**Your task**: Pictures do not belong in your copy. Repeat all the other data exactly.

**Rows from a dataset of pages and code**:
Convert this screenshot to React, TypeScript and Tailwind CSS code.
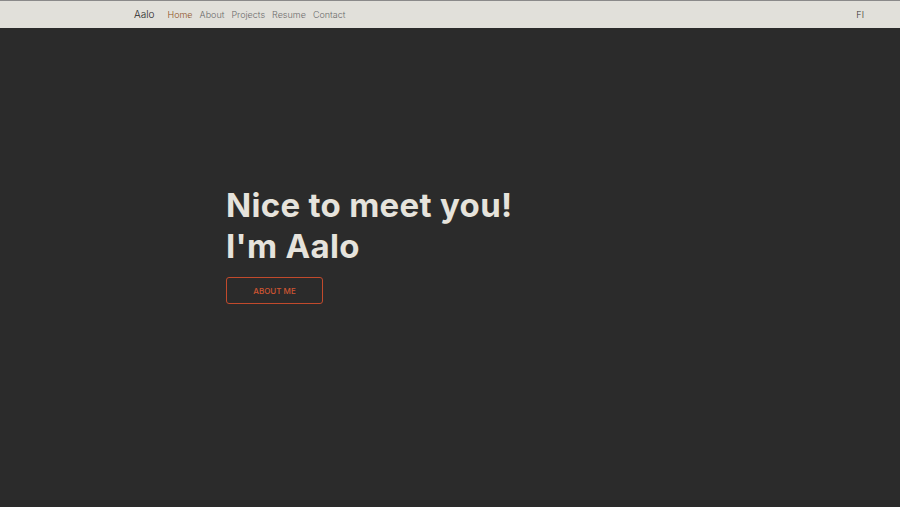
export default function App() {
  const links = ["Home", "About", "Projects", "Resume", "Contact"];
  return (
    <div className="min-h-[507px] bg-[#2b2b2b] font-['Inter',sans-serif]">
      {/* Navbar */}
      <nav className="h-[28px] bg-[#e1e0da] border-t border-[#8a8a8a]">
        <div className="flex items-center h-full pl-[134px] pr-[36px]">
          <span className="text-[10px] font-light text-[#1f1f1f] mr-[13px]">Aalo</span>
          <ul className="flex gap-[7px] text-[9px] font-light">
            {links.map((l) => (
              <li key={l} className={l === "Home" ? "text-[#8f5326]" : "text-[#6b6b6b]"}>
                {l}
              </li>
            ))}
          </ul>
          <span className="ml-auto text-[9px] font-light text-[#333]">FI</span>
        </div>
      </nav>

      {/* Hero */}
      <section className="pl-[226px] pt-[157px]">
        <h1 className="text-[33px] leading-[41px] font-bold text-[#e6e3dc] tracking-[0.3px]">
          Nice to meet you!
          <br />
          I'm Aalo
        </h1>
        <button className="mt-[10px] w-[97px] h-[27px] border border-[#c24a2c] rounded-[3px] text-[8px] text-[#cf5532] font-medium">
          ABOUT ME
        </button>
      </section>
    </div>
  );
}
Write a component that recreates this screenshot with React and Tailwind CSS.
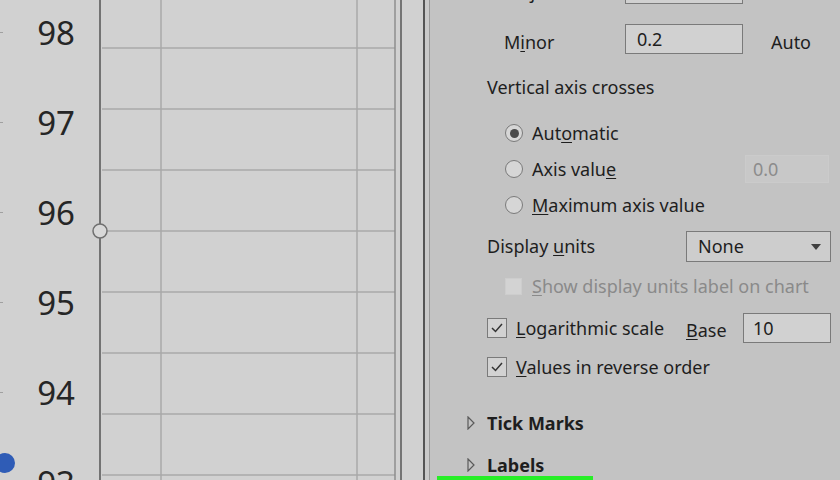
import React from 'react';

const ticks = ['98', '97', '96', '95', '94', '93'];
const gridY = [48, 109, 170, 231, 292, 353, 414, 475];

const Radio = ({ checked }) => (
  <span className="flex-none w-[18px] h-[18px] rounded-full border border-[#7a7a7a] bg-[#d6d6d6] flex items-center justify-center">
    {checked && <span className="w-[9px] h-[9px] rounded-full bg-[#4a4a4a]" />}
  </span>
);

const Check = ({ checked, disabled }) =>
  disabled ? (
    <span className="flex-none w-[17px] h-[17px] bg-[#d3d3d3] border border-[#cdcdcd]" />
  ) : (
    <span className="flex-none w-[20px] h-[20px] border border-[#7a7a7a] bg-[#d2d2d2] flex items-center justify-center">
      {checked && (
        <svg width="14" height="14" viewBox="0 0 14 14">
          <polyline points="2,7 5.5,10.5 12,3" fill="none" stroke="#333" strokeWidth="1.5" />
        </svg>
      )}
    </span>
  );

const Caret = () => (
  <svg width="8" height="14" viewBox="0 0 8 14" className="flex-none">
    <polygon points="1,1 7,7 1,13" fill="none" stroke="#5a5a5a" strokeWidth="1.2" />
  </svg>
);

const App = () => {
  return (
    <div className="w-[840px] h-[480px] overflow-hidden flex bg-[#d1d1d1] text-[#1e1e1e] font-['Noto_Sans',sans-serif] relative">
      {/* chart side */}
      <div className="flex-none w-[423px] flex relative">
        <div className="flex-none w-[100px] flex flex-col mt-[-13px]">
          {ticks.map((t) => (
            <div key={t} className="h-[90px] flex-none flex items-center justify-between pr-[25px]">
              <span className="w-[3px] h-[1px] bg-[#a0a0a0]" />
              <span className="text-[33px] leading-none text-[#262626]">{t}</span>
            </div>
          ))}
        </div>
        <svg width="323" height="480" className="flex-none overflow-visible">
          {gridY.map((y) => (
            <line key={y} x1="2" y1={y} x2="295" y2={y} stroke="#a9a9a9" strokeWidth="1.5" />
          ))}
          <line x1="61" y1="0" x2="61" y2="480" stroke="#a9a9a9" strokeWidth="1.5" />
          <line x1="257" y1="0" x2="257" y2="480" stroke="#a9a9a9" strokeWidth="1.5" />
          <line x1="295" y1="0" x2="295" y2="480" stroke="#8e8e8e" strokeWidth="1.5" />
          <line x1="301" y1="0" x2="301" y2="480" stroke="#555" strokeWidth="1.5" />
          <line x1="0" y1="0" x2="0" y2="480" stroke="#737373" strokeWidth="2" />
          <circle cx="0" cy="231" r="7" fill="#d8d8d8" stroke="#707070" strokeWidth="1.5" />
        </svg>
        <span className="absolute left-[-5px] top-[453px] w-[20px] h-[20px] rounded-full bg-[#2f5cb6]" />
      </div>

      {/* format axis pane */}
      <div className="flex-1 relative border-l-2 border-[#555] bg-[#c3c3c3] shadow-[inset_4px_0_0_#cacaca,inset_5px_0_0_#9a9a9a] text-[18px]">
        <div className="flex flex-col pl-[62px] pr-[9px]">
          <div className="h-[30px] mt-[-26px] flex items-center">
            <span className="w-[121px] ml-[17px] mt-[6px]">Major</span>
            <span className="w-[118px] h-[30px] border border-[#7a7a7a] bg-[#d1d1d1]" />
            <span className="ml-[28px] mt-[6px]">Auto</span>
          </div>
          <div className="h-[30px] mt-[20px] flex items-center">
            <span className="w-[121px] ml-[17px] mt-[6px]">
              M<u className="underline-offset-2">i</u>nor
            </span>
            <span className="w-[118px] h-[30px] border border-[#7a7a7a] bg-[#d1d1d1] flex items-center pl-[11px]">0.2</span>
            <span className="ml-[28px] mt-[6px]">Auto</span>
          </div>
          <div className="h-[24px] mt-[21px] flex items-center">Vertical axis crosses</div>
          <div className="h-[24px] mt-[22px] ml-[18px] flex items-center gap-[9px]">
            <Radio checked />
            <span>
              Aut<u className="underline-offset-2">o</u>matic
            </span>
          </div>
          <div className="h-[28px] mt-[10px] ml-[18px] flex items-center gap-[9px]">
            <Radio />
            <span>
              Axis valu<u className="underline-offset-2">e</u>
            </span>
            <span className="ml-auto mr-[2px] w-[84px] h-[28px] border border-[#cbcbcb] bg-[#c8c8c8] text-[#8c8c8c] flex items-center pl-[7px]">
              0.0
            </span>
          </div>
          <div className="h-[24px] mt-[10px] ml-[18px] flex items-center gap-[9px]">
            <Radio />
            <span>
              <u className="underline-offset-2">M</u>aximum axis value
            </span>
          </div>
          <div className="h-[31px] mt-[14px] flex items-center">
            <span>
              Display <u className="underline-offset-2">u</u>nits
            </span>
            <span className="ml-auto w-[145px] h-[31px] border border-[#7a7a7a] bg-[#cdcdcd] flex items-center justify-between pl-[11px] pr-[9px]">
              None
              <span className="w-0 h-0 border-l-[5px] border-r-[5px] border-t-[6px] border-l-transparent border-r-transparent border-t-[#404040]" />
            </span>
          </div>
          <div className="h-[24px] mt-[12px] ml-[18px] flex items-center gap-[10px] text-[#8a8a8a]">
            <Check disabled />
            <span>
              <u className="underline-offset-2">S</u>how display units label on chart
            </span>
          </div>
          <div className="h-[30px] mt-[15px] flex items-center gap-[9px]">
            <Check checked />
            <span>
              <u className="underline-offset-2">L</u>ogarithmic scale
            </span>
            <span className="ml-auto w-[145px] flex items-center justify-between">
              <span className="mt-[4px]">
                <u className="underline-offset-2">B</u>ase
              </span>
              <span className="w-[88px] h-[30px] border border-[#7a7a7a] bg-[#d1d1d1] flex items-center pl-[9px]">10</span>
            </span>
          </div>
          <div className="h-[24px] mt-[12px] flex items-center gap-[9px]">
            <Check checked />
            <span>
              <u className="underline-offset-2">V</u>alues in reverse order
            </span>
          </div>
          <div className="h-[24px] mt-[32px] ml-[-20px] flex items-center gap-[12px] font-bold">
            <Caret />
            <span>Tick Marks</span>
          </div>
          <div className="h-[24px] mt-[18px] ml-[-20px] flex items-center gap-[12px] font-bold">
            <Caret />
            <span>Labels</span>
          </div>
        </div>
        <span className="absolute left-[12px] bottom-0 w-[156px] h-[4px] bg-[#27ee27]" />
      </div>
    </div>
  );
};

export default App;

**Final answer**:
Convert this screenshot to React, TypeScript and Tailwind CSS code.
export default function App() {
  const links = ["Home", "About", "Projects", "Resume", "Contact"];
  return (
    <div className="min-h-[507px] bg-[#2b2b2b] font-['Inter',sans-serif]">
      {/* Navbar */}
      <nav className="h-[28px] bg-[#e1e0da] border-t border-[#8a8a8a]">
        <div className="flex items-center h-full pl-[134px] pr-[36px]">
          <span className="text-[10px] font-light text-[#1f1f1f] mr-[13px]">Aalo</span>
          <ul className="flex gap-[7px] text-[9px] font-light">
            {links.map((l) => (
              <li key={l} className={l === "Home" ? "text-[#8f5326]" : "text-[#6b6b6b]"}>
                {l}
              </li>
            ))}
          </ul>
          <span className="ml-auto text-[9px] font-light text-[#333]">FI</span>
        </div>
      </nav>

      {/* Hero */}
      <section className="pl-[226px] pt-[157px]">
        <h1 className="text-[33px] leading-[41px] font-bold text-[#e6e3dc] tracking-[0.3px]">
          Nice to meet you!
          <br />
          I'm Aalo
        </h1>
        <button className="mt-[10px] w-[97px] h-[27px] border border-[#c24a2c] rounded-[3px] text-[8px] text-[#cf5532] font-medium">
          ABOUT ME
        </button>
      </section>
    </div>
  );
}
Write a component that recreates this screenshot with React and Tailwind CSS.
import React from 'react';

const ticks = ['98', '97', '96', '95', '94', '93'];
const gridY = [48, 109, 170, 231, 292, 353, 414, 475];

const Radio = ({ checked }) => (
  <span className="flex-none w-[18px] h-[18px] rounded-full border border-[#7a7a7a] bg-[#d6d6d6] flex items-center justify-center">
    {checked && <span className="w-[9px] h-[9px] rounded-full bg-[#4a4a4a]" />}
  </span>
);

const Check = ({ checked, disabled }) =>
  disabled ? (
    <span className="flex-none w-[17px] h-[17px] bg-[#d3d3d3] border border-[#cdcdcd]" />
  ) : (
    <span className="flex-none w-[20px] h-[20px] border border-[#7a7a7a] bg-[#d2d2d2] flex items-center justify-center">
      {checked && (
        <svg width="14" height="14" viewBox="0 0 14 14">
          <polyline points="2,7 5.5,10.5 12,3" fill="none" stroke="#333" strokeWidth="1.5" />
        </svg>
      )}
    </span>
  );

const Caret = () => (
  <svg width="8" height="14" viewBox="0 0 8 14" className="flex-none">
    <polygon points="1,1 7,7 1,13" fill="none" stroke="#5a5a5a" strokeWidth="1.2" />
  </svg>
);

const App = () => {
  return (
    <div className="w-[840px] h-[480px] overflow-hidden flex bg-[#d1d1d1] text-[#1e1e1e] font-['Noto_Sans',sans-serif] relative">
      {/* chart side */}
      <div className="flex-none w-[423px] flex relative">
        <div className="flex-none w-[100px] flex flex-col mt-[-13px]">
          {ticks.map((t) => (
            <div key={t} className="h-[90px] flex-none flex items-center justify-between pr-[25px]">
              <span className="w-[3px] h-[1px] bg-[#a0a0a0]" />
              <span className="text-[33px] leading-none text-[#262626]">{t}</span>
            </div>
          ))}
        </div>
        <svg width="323" height="480" className="flex-none overflow-visible">
          {gridY.map((y) => (
            <line key={y} x1="2" y1={y} x2="295" y2={y} stroke="#a9a9a9" strokeWidth="1.5" />
          ))}
          <line x1="61" y1="0" x2="61" y2="480" stroke="#a9a9a9" strokeWidth="1.5" />
          <line x1="257" y1="0" x2="257" y2="480" stroke="#a9a9a9" strokeWidth="1.5" />
          <line x1="295" y1="0" x2="295" y2="480" stroke="#8e8e8e" strokeWidth="1.5" />
          <line x1="301" y1="0" x2="301" y2="480" stroke="#555" strokeWidth="1.5" />
          <line x1="0" y1="0" x2="0" y2="480" stroke="#737373" strokeWidth="2" />
          <circle cx="0" cy="231" r="7" fill="#d8d8d8" stroke="#707070" strokeWidth="1.5" />
        </svg>
        <span className="absolute left-[-5px] top-[453px] w-[20px] h-[20px] rounded-full bg-[#2f5cb6]" />
      </div>

      {/* format axis pane */}
      <div className="flex-1 relative border-l-2 border-[#555] bg-[#c3c3c3] shadow-[inset_4px_0_0_#cacaca,inset_5px_0_0_#9a9a9a] text-[18px]">
        <div className="flex flex-col pl-[62px] pr-[9px]">
          <div className="h-[30px] mt-[-26px] flex items-center">
            <span className="w-[121px] ml-[17px] mt-[6px]">Major</span>
            <span className="w-[118px] h-[30px] border border-[#7a7a7a] bg-[#d1d1d1]" />
            <span className="ml-[28px] mt-[6px]">Auto</span>
          </div>
          <div className="h-[30px] mt-[20px] flex items-center">
            <span className="w-[121px] ml-[17px] mt-[6px]">
              M<u className="underline-offset-2">i</u>nor
            </span>
            <span className="w-[118px] h-[30px] border border-[#7a7a7a] bg-[#d1d1d1] flex items-center pl-[11px]">0.2</span>
            <span className="ml-[28px] mt-[6px]">Auto</span>
          </div>
          <div className="h-[24px] mt-[21px] flex items-center">Vertical axis crosses</div>
          <div className="h-[24px] mt-[22px] ml-[18px] flex items-center gap-[9px]">
            <Radio checked />
            <span>
              Aut<u className="underline-offset-2">o</u>matic
            </span>
          </div>
          <div className="h-[28px] mt-[10px] ml-[18px] flex items-center gap-[9px]">
            <Radio />
            <span>
              Axis valu<u className="underline-offset-2">e</u>
            </span>
            <span className="ml-auto mr-[2px] w-[84px] h-[28px] border border-[#cbcbcb] bg-[#c8c8c8] text-[#8c8c8c] flex items-center pl-[7px]">
              0.0
            </span>
          </div>
          <div className="h-[24px] mt-[10px] ml-[18px] flex items-center gap-[9px]">
            <Radio />
            <span>
              <u className="underline-offset-2">M</u>aximum axis value
            </span>
          </div>
          <div className="h-[31px] mt-[14px] flex items-center">
            <span>
              Display <u className="underline-offset-2">u</u>nits
            </span>
            <span className="ml-auto w-[145px] h-[31px] border border-[#7a7a7a] bg-[#cdcdcd] flex items-center justify-between pl-[11px] pr-[9px]">
              None
              <span className="w-0 h-0 border-l-[5px] border-r-[5px] border-t-[6px] border-l-transparent border-r-transparent border-t-[#404040]" />
            </span>
          </div>
          <div className="h-[24px] mt-[12px] ml-[18px] flex items-center gap-[10px] text-[#8a8a8a]">
            <Check disabled />
            <span>
              <u className="underline-offset-2">S</u>how display units label on chart
            </span>
          </div>
          <div className="h-[30px] mt-[15px] flex items-center gap-[9px]">
            <Check checked />
            <span>
              <u className="underline-offset-2">L</u>ogarithmic scale
            </span>
            <span className="ml-auto w-[145px] flex items-center justify-between">
              <span className="mt-[4px]">
                <u className="underline-offset-2">B</u>ase
              </span>
              <span className="w-[88px] h-[30px] border border-[#7a7a7a] bg-[#d1d1d1] flex items-center pl-[9px]">10</span>
            </span>
          </div>
          <div className="h-[24px] mt-[12px] flex items-center gap-[9px]">
            <Check checked />
            <span>
              <u className="underline-offset-2">V</u>alues in reverse order
            </span>
          </div>
          <div className="h-[24px] mt-[32px] ml-[-20px] flex items-center gap-[12px] font-bold">
            <Caret />
            <span>Tick Marks</span>
          </div>
          <div className="h-[24px] mt-[18px] ml-[-20px] flex items-center gap-[12px] font-bold">
            <Caret />
            <span>Labels</span>
          </div>
        </div>
        <span className="absolute left-[12px] bottom-0 w-[156px] h-[4px] bg-[#27ee27]" />
      </div>
    </div>
  );
};

export default App;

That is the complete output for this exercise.